I think it will be helpful to define some terms in order to understand the P versus NP problem.
P refers to all the problems that can be solved quickly or in polynomial time. In other words, exponential-time algorithms don’t count.
NP refers to decision problems that can be solved in non-deterministic polynomial time. A decision problem lends itself to being expressed as yes or no. In this context, non-determinism connotes guesses that can be made in polynomial time (Demaine, 2015). It is easy to check the correctness of solutions to NP problems even though it is difficult to find the solutions.
A problem X is NP-complete if X is in NP and X is NP-hard (Demaine, 2015). NP-complete connotes that a problem is as hard as every problem in NP. To determine that a problem is at least as hard as all problems in NP, we have to reduce all problems in NP to NP-complete. This means expressing the problem whose algorithm we don’t know in terms of a problem whose algorithm we know and then applying the known algorithm (polynomial time) to it. It should be noted that an NP-complete problem does not have a known algorithm in polynomial time.

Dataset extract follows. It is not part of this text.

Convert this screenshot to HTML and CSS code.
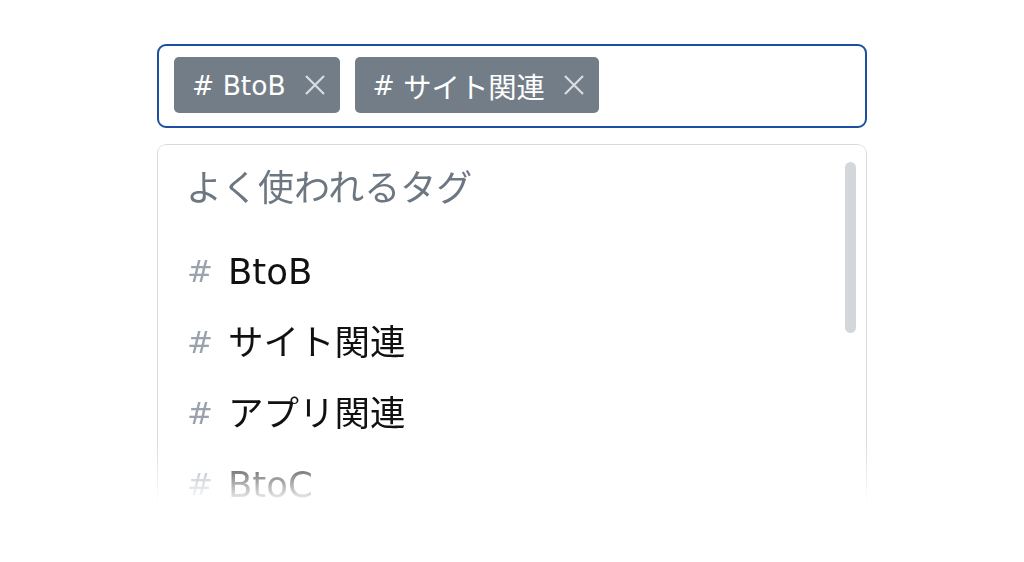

A problem X is hard if every problem in NP reduces to X (Demaine, 2015). One can also say that a problem is hard if it is at least as hard as every problem in NP. Finding a solution to an NP-hard problem will lead to finding a polynomial time algorithm for every problem in NP (Erickson, n. d.).
P versus NP is about whether a problem than can be solved easily (in polynomial time) can also be checked easily for correctness of the solution. Nobody knows whether P = NP. If you can prove this, you will win US$1 million prize from the Clay Mathematics Institute. I think this will keep us busy for a long time.